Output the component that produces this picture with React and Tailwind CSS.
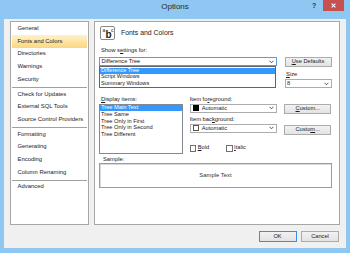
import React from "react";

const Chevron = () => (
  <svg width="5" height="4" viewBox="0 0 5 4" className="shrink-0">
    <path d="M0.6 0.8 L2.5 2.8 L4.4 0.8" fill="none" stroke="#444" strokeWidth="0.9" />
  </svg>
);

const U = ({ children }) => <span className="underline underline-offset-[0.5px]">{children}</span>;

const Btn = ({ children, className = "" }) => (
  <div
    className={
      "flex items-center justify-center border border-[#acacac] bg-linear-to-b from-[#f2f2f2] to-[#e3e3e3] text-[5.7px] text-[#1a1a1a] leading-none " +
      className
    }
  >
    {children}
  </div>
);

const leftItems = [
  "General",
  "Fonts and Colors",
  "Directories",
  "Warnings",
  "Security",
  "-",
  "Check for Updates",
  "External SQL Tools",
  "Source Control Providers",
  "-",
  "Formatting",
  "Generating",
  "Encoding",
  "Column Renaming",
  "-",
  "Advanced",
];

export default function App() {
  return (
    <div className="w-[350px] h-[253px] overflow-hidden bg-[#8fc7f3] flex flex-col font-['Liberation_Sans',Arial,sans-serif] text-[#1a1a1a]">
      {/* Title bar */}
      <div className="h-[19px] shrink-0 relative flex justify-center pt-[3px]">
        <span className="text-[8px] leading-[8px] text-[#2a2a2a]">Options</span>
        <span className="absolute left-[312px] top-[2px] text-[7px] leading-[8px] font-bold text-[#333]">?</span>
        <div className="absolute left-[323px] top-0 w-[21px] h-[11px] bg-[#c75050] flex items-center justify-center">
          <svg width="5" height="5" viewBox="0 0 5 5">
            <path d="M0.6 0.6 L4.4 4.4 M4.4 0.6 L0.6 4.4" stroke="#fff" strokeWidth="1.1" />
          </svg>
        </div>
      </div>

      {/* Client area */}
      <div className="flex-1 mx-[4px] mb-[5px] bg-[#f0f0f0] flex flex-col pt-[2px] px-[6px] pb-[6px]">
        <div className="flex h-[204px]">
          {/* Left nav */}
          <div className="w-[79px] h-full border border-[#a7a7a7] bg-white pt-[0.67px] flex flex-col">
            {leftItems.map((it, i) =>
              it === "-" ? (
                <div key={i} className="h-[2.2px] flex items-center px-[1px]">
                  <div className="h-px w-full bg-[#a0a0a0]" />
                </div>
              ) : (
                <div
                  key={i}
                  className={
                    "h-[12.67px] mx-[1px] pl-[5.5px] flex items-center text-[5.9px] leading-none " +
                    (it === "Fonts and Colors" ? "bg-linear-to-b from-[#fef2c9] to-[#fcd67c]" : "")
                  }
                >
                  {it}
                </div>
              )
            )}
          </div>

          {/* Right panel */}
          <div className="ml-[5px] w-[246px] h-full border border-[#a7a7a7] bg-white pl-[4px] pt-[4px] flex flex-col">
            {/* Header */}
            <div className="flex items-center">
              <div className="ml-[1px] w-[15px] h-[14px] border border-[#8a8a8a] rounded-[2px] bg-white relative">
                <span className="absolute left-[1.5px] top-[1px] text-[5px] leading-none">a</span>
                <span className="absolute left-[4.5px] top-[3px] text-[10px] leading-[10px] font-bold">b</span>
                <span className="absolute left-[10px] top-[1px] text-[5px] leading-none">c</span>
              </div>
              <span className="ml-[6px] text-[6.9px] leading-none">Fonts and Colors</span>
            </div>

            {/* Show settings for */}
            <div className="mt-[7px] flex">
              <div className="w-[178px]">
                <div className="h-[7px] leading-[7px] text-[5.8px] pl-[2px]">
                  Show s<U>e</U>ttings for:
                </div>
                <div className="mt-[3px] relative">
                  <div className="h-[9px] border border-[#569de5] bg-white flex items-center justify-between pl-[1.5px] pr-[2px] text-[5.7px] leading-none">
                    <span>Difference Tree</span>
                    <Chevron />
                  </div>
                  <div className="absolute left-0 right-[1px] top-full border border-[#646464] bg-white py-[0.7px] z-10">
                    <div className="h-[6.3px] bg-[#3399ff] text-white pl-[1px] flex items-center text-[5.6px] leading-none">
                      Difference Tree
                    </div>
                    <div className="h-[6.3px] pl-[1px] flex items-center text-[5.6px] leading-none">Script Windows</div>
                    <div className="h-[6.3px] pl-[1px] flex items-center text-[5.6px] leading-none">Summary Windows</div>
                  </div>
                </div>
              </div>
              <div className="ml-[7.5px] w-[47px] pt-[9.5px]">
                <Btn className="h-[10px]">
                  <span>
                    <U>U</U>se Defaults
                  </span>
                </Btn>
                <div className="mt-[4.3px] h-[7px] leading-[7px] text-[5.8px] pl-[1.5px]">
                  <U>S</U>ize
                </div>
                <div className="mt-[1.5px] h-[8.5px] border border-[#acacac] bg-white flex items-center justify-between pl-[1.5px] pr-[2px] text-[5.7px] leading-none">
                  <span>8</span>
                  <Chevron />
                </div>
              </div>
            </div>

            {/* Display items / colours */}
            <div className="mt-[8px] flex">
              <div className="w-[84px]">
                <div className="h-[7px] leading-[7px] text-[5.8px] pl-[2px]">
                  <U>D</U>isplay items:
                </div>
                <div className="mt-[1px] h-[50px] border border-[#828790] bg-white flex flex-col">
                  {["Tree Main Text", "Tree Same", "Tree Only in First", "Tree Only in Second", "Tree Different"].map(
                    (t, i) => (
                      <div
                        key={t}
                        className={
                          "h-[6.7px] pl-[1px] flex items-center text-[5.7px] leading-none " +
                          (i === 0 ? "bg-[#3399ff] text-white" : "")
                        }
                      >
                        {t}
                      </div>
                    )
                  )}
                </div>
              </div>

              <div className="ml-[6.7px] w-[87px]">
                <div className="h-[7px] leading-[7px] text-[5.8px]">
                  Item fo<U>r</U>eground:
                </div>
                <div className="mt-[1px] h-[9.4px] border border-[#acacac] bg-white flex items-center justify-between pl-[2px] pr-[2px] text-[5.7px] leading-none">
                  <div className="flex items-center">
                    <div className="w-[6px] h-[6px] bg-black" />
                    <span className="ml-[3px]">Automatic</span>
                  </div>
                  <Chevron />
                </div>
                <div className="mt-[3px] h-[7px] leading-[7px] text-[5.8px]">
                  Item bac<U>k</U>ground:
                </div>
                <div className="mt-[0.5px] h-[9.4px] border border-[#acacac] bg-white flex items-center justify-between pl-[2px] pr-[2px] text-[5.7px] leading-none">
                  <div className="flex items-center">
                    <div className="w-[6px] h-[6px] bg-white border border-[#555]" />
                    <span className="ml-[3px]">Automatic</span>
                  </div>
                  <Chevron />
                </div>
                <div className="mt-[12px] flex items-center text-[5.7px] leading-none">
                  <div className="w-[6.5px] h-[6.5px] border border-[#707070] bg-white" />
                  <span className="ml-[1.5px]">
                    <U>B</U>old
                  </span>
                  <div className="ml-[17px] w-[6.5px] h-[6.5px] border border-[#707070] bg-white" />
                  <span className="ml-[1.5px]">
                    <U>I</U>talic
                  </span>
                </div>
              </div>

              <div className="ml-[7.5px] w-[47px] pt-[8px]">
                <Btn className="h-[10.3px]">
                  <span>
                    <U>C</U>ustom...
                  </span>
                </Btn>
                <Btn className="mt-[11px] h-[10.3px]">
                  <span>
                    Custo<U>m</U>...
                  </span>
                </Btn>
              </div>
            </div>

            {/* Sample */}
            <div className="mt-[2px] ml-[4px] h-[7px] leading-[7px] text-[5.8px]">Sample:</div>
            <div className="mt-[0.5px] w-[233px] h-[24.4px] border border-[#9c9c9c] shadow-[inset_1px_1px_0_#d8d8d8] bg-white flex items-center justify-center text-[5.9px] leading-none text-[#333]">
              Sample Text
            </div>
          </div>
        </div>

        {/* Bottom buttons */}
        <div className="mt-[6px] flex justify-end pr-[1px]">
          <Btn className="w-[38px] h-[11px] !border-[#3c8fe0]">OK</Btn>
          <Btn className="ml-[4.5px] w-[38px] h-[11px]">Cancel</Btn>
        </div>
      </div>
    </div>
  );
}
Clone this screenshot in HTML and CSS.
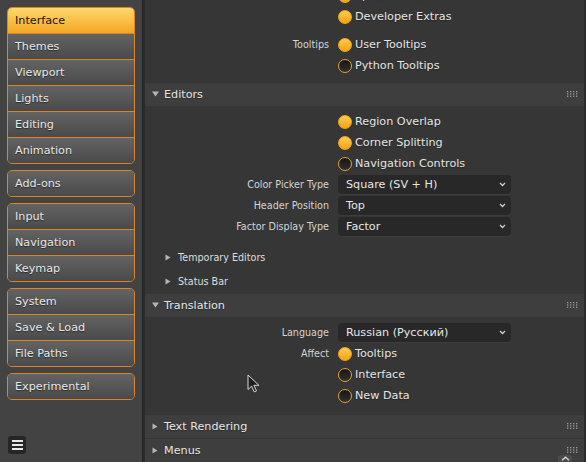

Given instruction: Using the entries above, return each line in which the word "this" occurs.

Reply to the task:
Output the component that produces this picture with React and Tailwind CSS.
Clone this screenshot in HTML and CSS.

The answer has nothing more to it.